For instance, European displays often consist of several dozen of the same product in clamshells in a pre-existing display. “That package form, and the real estate that takes up, isn’t really consistent with the customers that we work with in the U.S.,” Payne says. “They’re looking for more integrated displays. They’re looking for displays that give consumers more options, as opposed to a large display with just one chocolate in two or three different package forms.” In addition, Japan and many other countries have significantly less retail display space than America, meaning the POS has to be scaled down.
POS is so important at Masterfoods USA that it has its own group. “We have a specific group that works and focuses on display,” Payne says. “And display is not only in that group—it works across the groups. It translates into understanding the customer needs: How big is the end-aisle shelf? How deep is it? How much do we want on there?”

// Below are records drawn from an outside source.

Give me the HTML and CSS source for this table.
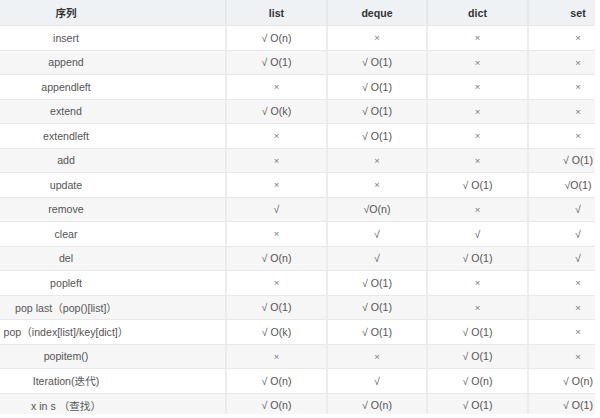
FILE: index.html
```html
<!DOCTYPE html>
<html>
<head>
<meta charset="utf-8">
<link rel="stylesheet" href="styles.css">
</head>
<body>
<div class="frame">
  <div class="grid">
    <div class="c h">序列</div><div class="c h">list</div><div class="c h">deque</div><div class="c h">dict</div><div class="c h">set</div>

    <div class="c">insert</div><div class="c">√ O(n)</div><div class="c x">×</div><div class="c x">×</div><div class="c x">×</div>
    <div class="c s">append</div><div class="c s">√ O(1)</div><div class="c s">√ O(1)</div><div class="c s x">×</div><div class="c s x">×</div>
    <div class="c">appendleft</div><div class="c x">×</div><div class="c">√ O(1)</div><div class="c x">×</div><div class="c x">×</div>
    <div class="c s">extend</div><div class="c s">√ O(k)</div><div class="c s">√ O(1)</div><div class="c s x">×</div><div class="c s x">×</div>
    <div class="c">extendleft</div><div class="c x">×</div><div class="c">√ O(1)</div><div class="c x">×</div><div class="c x">×</div>
    <div class="c s">add</div><div class="c s x">×</div><div class="c s x">×</div><div class="c s x">×</div><div class="c s">√ O(1)</div>
    <div class="c">update</div><div class="c x">×</div><div class="c x">×</div><div class="c">√ O(1)</div><div class="c">√O(1)</div>
    <div class="c s">remove</div><div class="c s">√</div><div class="c s">√O(n)</div><div class="c s x">×</div><div class="c s">√</div>
    <div class="c">clear</div><div class="c x">×</div><div class="c">√</div><div class="c">√</div><div class="c">√</div>
    <div class="c s">del</div><div class="c s">√ O(n)</div><div class="c s">√</div><div class="c s">√ O(1)</div><div class="c s">√</div>
    <div class="c">popleft</div><div class="c x">×</div><div class="c">√ O(1)</div><div class="c x">×</div><div class="c x">×</div>
    <div class="c s">pop last（pop()[list]）</div><div class="c s">√ O(1)</div><div class="c s">√ O(1)</div><div class="c s x">×</div><div class="c s x">×</div>
    <div class="c">pop（index[list]/key[dict]）</div><div class="c">√ O(k)</div><div class="c">√ O(1)</div><div class="c">√ O(1)</div><div class="c x">×</div>
    <div class="c s">popitem()</div><div class="c s x">×</div><div class="c s x">×</div><div class="c s">√ O(1)</div><div class="c s x">×</div>
    <div class="c">Iteration(迭代)</div><div class="c">√ O(n)</div><div class="c">√</div><div class="c">√ O(n)</div><div class="c">√ O(n)</div>
    <div class="c s">x in s （查找）</div><div class="c s">√ O(n)</div><div class="c s">√ O(n)</div><div class="c s">√ O(1)</div><div class="c s">√ O(1)</div>
  </div>
</div>
</body>
</html>
```
FILE: styles.css
```css
html, body {
  margin: 0;
  padding: 0;
  background: #ffffff;
}

.frame {
  width: 595px;
  height: 414px;
  overflow: hidden;
}

.grid {
  display: grid;
  grid-template-columns: 318px 101px 100px 101px 100px;
  grid-template-rows: 25px repeat(16, 24.5px);
  margin-left: -93px;
  width: 720px;
  font-family: "Liberation Sans", Arial, "Noto Sans CJK SC", sans-serif;
  font-size: 10.6px;
  color: #555555;
}

.c {
  display: flex;
  align-items: center;
  justify-content: center;
  white-space: nowrap;
  border-top: 1px solid #e8e8e8;
  border-left: 2px solid #ececec;
  background: #ffffff;
  box-sizing: border-box;
}

.grid > .c:nth-child(5n+1) {
  border-left: none;
}

.h {
  background: #eef2f5;
  color: #333333;
  font-weight: bold;
  border-top: none;
  border-left-color: #e4e8eb;
}

.s {
  background: #f6f6f6;
}

.x {
  color: #777777;
  font-size: 9.5px;
}
```
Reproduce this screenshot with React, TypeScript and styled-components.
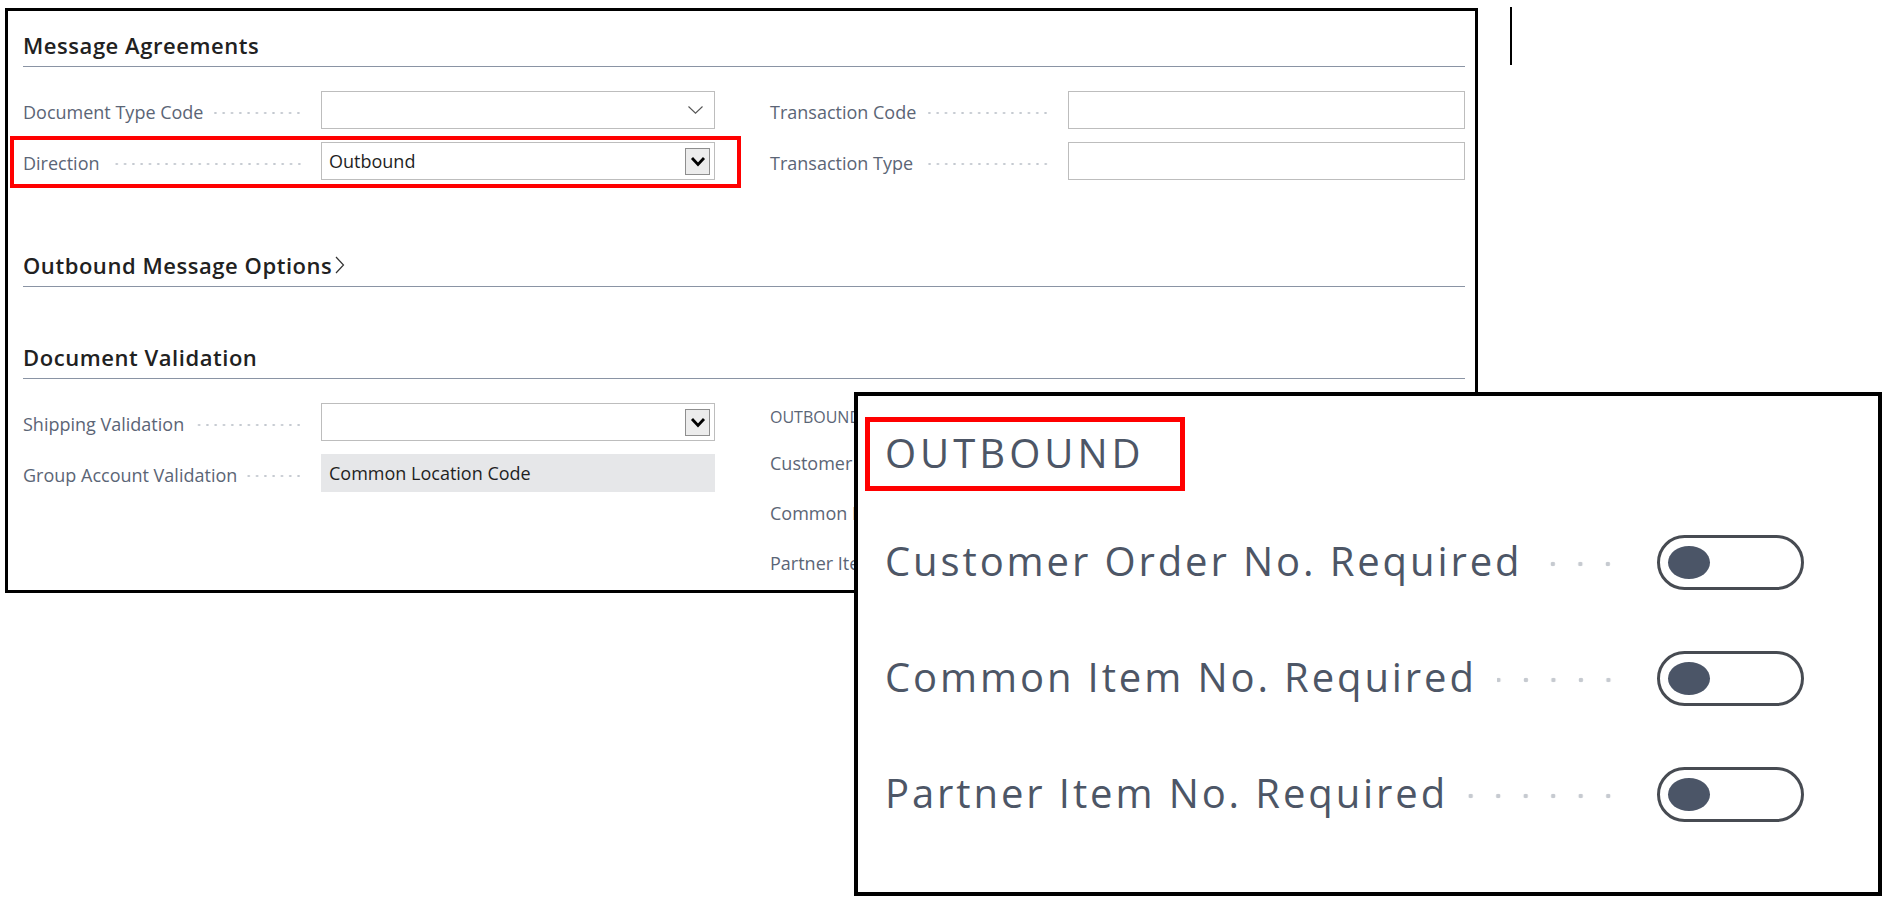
import React from "react";
import styled, { createGlobalStyle } from "styled-components";

const GlobalStyle = createGlobalStyle`
  body {
    margin: 0;
    background: #fff;
    font-family: "Open Sans", "Noto Sans", sans-serif;
  }
`;

const Page = styled.div`
  position: relative;
  width: 1891px;
  height: 907px;
  box-sizing: border-box;
  padding: 8px 0 0 5px;
  display: flex;
  align-items: flex-start;
  overflow: hidden;
`;

const Panel = styled.div`
  width: 1473px;
  height: 585px;
  flex-shrink: 0;
  box-sizing: border-box;
  border: 3px solid #000;
  padding: 0 10px 0 15px;
  overflow: hidden;
  background: #fff;
`;

const EdgeLine = styled.div`
  width: 2px;
  height: 58px;
  margin: -1px 0 0 32px;
  background: #000;
`;

const SectionTitle = styled.div<{ $gap: number }>`
  margin-top: ${(p) => p.$gap}px;
  padding-bottom: 6px;
  border-bottom: 1px solid #8a94a4;
  display: flex;
  align-items: center;
  font-size: 22px;
  font-weight: 600;
  letter-spacing: 0.55px;
  line-height: 30px;
  color: #212121;
`;

const Columns = styled.div<{ $gap: number }>`
  margin-top: ${(p) => p.$gap}px;
  display: grid;
  grid-template-columns: 692px 1fr;
  column-gap: 55px;
  align-items: start;
`;

const Column = styled.div`
  display: flex;
  flex-direction: column;
  gap: 13px;
`;

const FieldRow = styled.div<{ $marked?: boolean }>`
  position: relative;
  display: grid;
  grid-template-columns: 298px 1fr;
  height: 38px;
  align-items: center;

  ${(p) =>
    p.$marked &&
    `
    &::after {
      content: "";
      position: absolute;
      top: -6px;
      left: -13px;
      right: -26px;
      bottom: -8px;
      border: 4px solid #ff0000;
      pointer-events: none;
    }
  `}
`;

const Label = styled.div`
  display: flex;
  align-items: center;
  padding: 4px 18px 0 0;
  font-size: 18px;
  color: #5b6576;
  white-space: nowrap;
`;

const Leader = styled.span`
  flex: 1;
  height: 4px;
  margin: 2px 0 0 10px;
  background-image: radial-gradient(circle, #c3c8cf 0.9px, transparent 1.4px);
  background-size: 8.3px 4px;
  background-position: right center;
  background-repeat: repeat-x;
`;

const Input = styled.div<{ $readOnly?: boolean }>`
  height: 38px;
  box-sizing: border-box;
  border: 1px solid ${(p) => (p.$readOnly ? "transparent" : "#bdbdbd")};
  background: ${(p) => (p.$readOnly ? "#e6e7e9" : "#fff")};
  display: flex;
  align-items: center;
  justify-content: space-between;
  padding: 0 4px 0 7px;
  font-size: 18px;
  color: #1f1f1f;
  white-space: nowrap;
`;

const PlainChevron = styled.svg`
  margin-right: 7px;
`;

const ChevronButton = styled.div`
  width: 25px;
  height: 27px;
  box-sizing: border-box;
  border: 1px solid #8e8e8e;
  background: #ececec;
  display: flex;
  align-items: center;
  justify-content: center;
`;

const GroupCaption = styled.div`
  margin-top: 3px;
  font-size: 16px;
  line-height: 22px;
  color: #5b6576;
`;

const SmallToggleRow = styled.div`
  height: 50px;
  display: flex;
  align-items: center;
  font-size: 18px;
  color: #5b6576;
  white-space: nowrap;
`;

const ToggleStack = styled.div`
  margin-top: 10px;
  display: flex;
  flex-direction: column;
`;

const SectionChevron = styled.svg`
  margin-left: 3px;
`;

/* zoomed callout laid over the page */
const Callout = styled.div`
  position: absolute;
  left: 854px;
  top: 392px;
  width: 1028px;
  height: 504px;
  box-sizing: border-box;
  border: 4px solid #000;
  background: #fff;
  padding: 21px 0 0 7px;
  color: #4d5666;
`;

const CalloutCaption = styled.div`
  width: 320px;
  height: 74px;
  box-sizing: border-box;
  border: 5px solid #ff0000;
  display: flex;
  align-items: center;
  padding: 0 0 3px 15px;
  font-size: 40px;
  letter-spacing: 4px;
  line-height: 54px;
`;

const BigRows = styled.div`
  margin-top: 44px;
  padding-left: 20px;
  display: flex;
  flex-direction: column;
  gap: 61px;
`;

const BigRow = styled.div`
  display: grid;
  grid-template-columns: 737px 147px;
  column-gap: 35px;
  height: 55px;
  align-items: center;
`;

const BigLabel = styled.div`
  display: flex;
  align-items: center;
  margin-top: -3px;
  font-size: 40px;
  line-height: 54px;
  letter-spacing: 2.9px;
  white-space: nowrap;
`;

const BigLeader = styled.span`
  flex: 1;
  height: 6px;
  margin: 6px 0 0 20px;
  background-image: radial-gradient(circle, #c6cad0 2px, transparent 2.6px);
  background-size: 27.5px 6px;
  background-position: right center;
  background-repeat: repeat-x;
`;

const Switch = styled.div`
  width: 147px;
  height: 55px;
  box-sizing: border-box;
  border: 3px solid #474b52;
  border-radius: 28px;
  display: flex;
  align-items: center;
  padding-left: 8px;
`;

const Knob = styled.div`
  width: 42px;
  height: 33px;
  border-radius: 50%;
  background: #4b5567;
`;

const Chevron = ({ bold }: { bold?: boolean }) =>
  bold ? (
    <svg width="16" height="11" viewBox="0 0 16 11">
      <polyline points="2,2 8,8.5 14,2" fill="none" stroke="#000" strokeWidth="2.8" />
    </svg>
  ) : (
    <PlainChevron width="15" height="8" viewBox="0 0 15 8">
      <polyline points="0.5,0.5 7.5,7.2 14.5,0.5" fill="none" stroke="#555" strokeWidth="1.1" />
    </PlainChevron>
  );

type FieldProps = {
  label: string;
  value?: string;
  kind?: "plain" | "select" | "combo" | "readonly";
  marked?: boolean;
};

const Field = ({ label, value, kind = "plain", marked }: FieldProps) => (
  <FieldRow $marked={marked}>
    <Label>
      <span>{label}</span>
      <Leader />
    </Label>
    <Input $readOnly={kind === "readonly"}>
      <span>{value}</span>
      {kind === "select" && <Chevron />}
      {kind === "combo" && (
        <ChevronButton>
          <Chevron bold />
        </ChevronButton>
      )}
    </Input>
  </FieldRow>
);

const outboundToggles = [
  "Customer Order No. Required",
  "Common Item No. Required",
  "Partner Item No. Required",
];

export default function App() {
  return (
    <>
      <GlobalStyle />
      <Page>
        <Panel>
          <SectionTitle $gap={19}>Message Agreements</SectionTitle>
          <Columns $gap={24}>
            <Column>
              <Field label="Document Type Code" kind="select" />
              <Field label="Direction" value="Outbound" kind="combo" marked />
            </Column>
            <Column>
              <Field label="Transaction Code" />
              <Field label="Transaction Type" />
            </Column>
          </Columns>

          <SectionTitle $gap={70}>
            Outbound Message Options
            <SectionChevron width="10" height="20" viewBox="0 0 10 20">
              <polyline points="1,2 8.5,10 1,18" fill="none" stroke="#333" strokeWidth="1.2" />
            </SectionChevron>
          </SectionTitle>

          <SectionTitle $gap={55}>Document Validation</SectionTitle>
          <Columns $gap={24}>
            <Column>
              <Field label="Shipping Validation" kind="combo" />
              <Field label="Group Account Validation" value="Common Location Code" kind="readonly" />
            </Column>
            <div>
              <GroupCaption>OUTBOUND</GroupCaption>
              <ToggleStack>
                {outboundToggles.map((t) => (
                  <SmallToggleRow key={t}>{t}</SmallToggleRow>
                ))}
              </ToggleStack>
            </div>
          </Columns>
        </Panel>
        <EdgeLine />

        <Callout>
          <CalloutCaption>OUTBOUND</CalloutCaption>
          <BigRows>
            {outboundToggles.map((t) => (
              <BigRow key={t}>
                <BigLabel>
                  <span>{t}</span>
                  <BigLeader />
                </BigLabel>
                <Switch>
                  <Knob />
                </Switch>
              </BigRow>
            ))}
          </BigRows>
        </Callout>
      </Page>
    </>
  );
}
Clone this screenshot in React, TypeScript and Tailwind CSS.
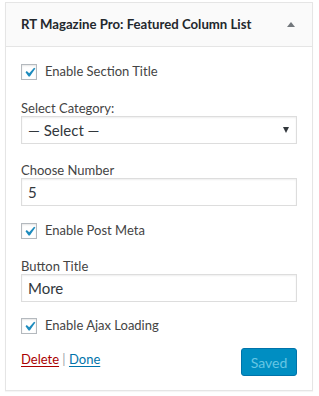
const font = { fontFamily: 'Lato, "Open Sans", sans-serif' }

function Check({ label }: { label: string }) {
  return (
    <label className="flex items-center h-4">
      <span className="relative w-4 h-4 border border-[#b4b9be] bg-white shadow-[inset_0_1px_2px_rgba(0,0,0,0.1)]">
        <svg viewBox="0 0 20 20" className="absolute -left-[2px] -top-[2px] w-[19px] h-[19px] text-[#1e8cbe]" fill="currentColor">
          <path d="M14.83 4.89l1.34.94-5.81 8.38H9.02L5.78 9.67l1.34-1.25 2.57 2.4z" />
        </svg>
      </span>
      <span className="ml-2 text-[13px] text-[#444]">{label}</span>
    </label>
  )
}

function Field({ label, value }: { label: string; value: string }) {
  return (
    <div>
      <div className="text-[13px] text-[#444] leading-4">{label}</div>
      <div className="h-7 border border-[#ddd] bg-white flex items-center px-[6px] text-[15px] text-[#32373c] shadow-[inset_0_1px_2px_rgba(0,0,0,0.07)]">
        {value}
      </div>
    </div>
  )
}

export default function App() {
  return (
    <div className="w-[319px] h-[396px] bg-white pt-[2px] pl-[5px]" style={font}>
      <div className="w-[308px] border border-[#e5e5e5] shadow-[0_1px_1px_rgba(0,0,0,0.04)]">
        {/* Header */}
        <div className="h-[44px] bg-[#fafafa] border-b border-[#e5e5e5] flex items-center justify-between pl-[15px] pr-[17px]">
          <h3 className="text-[13.2px] font-bold text-[#23282d] whitespace-nowrap">RT Magazine Pro: Featured Column List</h3>
          <span className="w-0 h-0 border-l-[4px] border-r-[4px] border-b-[5px] border-l-transparent border-r-transparent border-b-[#72777c]" />
        </div>

        {/* Body */}
        <div className="px-[15px] pt-[17px] pb-[14px]">
          <Check label="Enable Section Title" />

          <div className="mt-[20px]">
            <div className="text-[13px] text-[#444] leading-4">Select Category:</div>
            <div className="h-7 border border-[#ddd] bg-white flex items-center justify-between pl-[6px] pr-[7px] text-[15px] text-[#32373c] shadow-[inset_0_1px_2px_rgba(0,0,0,0.07)]">
              <span>— Select —</span>
              <span className="w-0 h-0 border-l-[3px] border-r-[3px] border-t-[6px] border-l-transparent border-r-transparent border-t-[#32373c]" />
            </div>
          </div>

          <div className="mt-[18px]">
            <Field label="Choose Number" value="5" />
          </div>

          <div className="mt-[17px]">
            <Check label="Enable Post Meta" />
          </div>

          <div className="mt-[19px]">
            <Field label="Button Title" value="More" />
          </div>

          <div className="mt-[16px]">
            <Check label="Enable Ajax Loading" />
          </div>

          <div className="mt-[14px] flex items-start justify-between">
            <div className="text-[13px] text-[#444] pt-[3px] leading-4">
              <span className="text-[#a00] underline underline-offset-2">Delete</span>
              <span className="text-[#a0a5aa]"> | </span>
              <span className="text-[#0073aa] underline underline-offset-2">Done</span>
            </div>
            <button className="h-7 w-[56px] rounded-[3px] bg-[#008ec2] border border-[#0073aa] text-[14px] text-[#66c6e4]">
              Saved
            </button>
          </div>
        </div>
      </div>
    </div>
  )
}
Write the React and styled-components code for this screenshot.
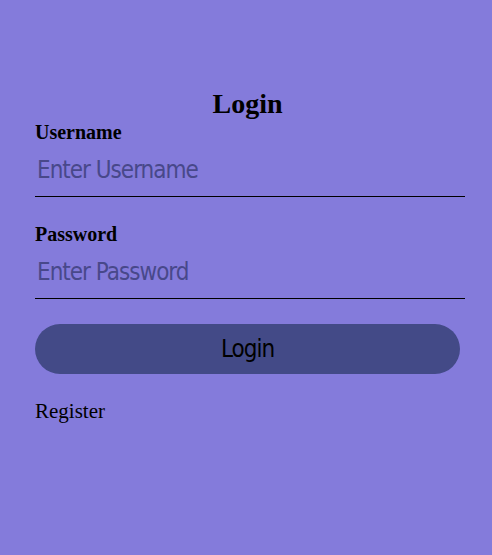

This approach has allowed the company to do some far-reaching work in customizing secondary packaging. One recent example is their “power wing” system designed for interior pillars at some retailers. The power wing is a structure attached with Velcro semi-permanently to the pillar; individual shipping case/displays are sized to fit it.
“So now you’ve taken real estate that before had nothing on it” and made it useful, Payne says. “And we’ve done that with some other displays. We’ve modified some displays so we can put them on the sides of racks, or in alternative outlets.”
In general, shipping/POS boxes follow one of several standard “chassis,” or frameworks. The chassis can last years, but the graphics can change as needed for seasonal or promotional messages.
The main mission at Masterfoods USA can be summed up this way: Support and intensify the advantages conferred by the company’s long-established, beloved brands.
“The positive is that the brands are tremendously popular, and they’re great brands,” Payne says. “And so when you’re working with the brands from a consumer standpoint, that really lets you engage the consumer. They’re very willing to share with you their feelings about the product. Same thing for the trade side. They want to work with you to allow new points of distribution and new methods of display. It makes partnering with people very easy, be it a consumer or a trade partner.”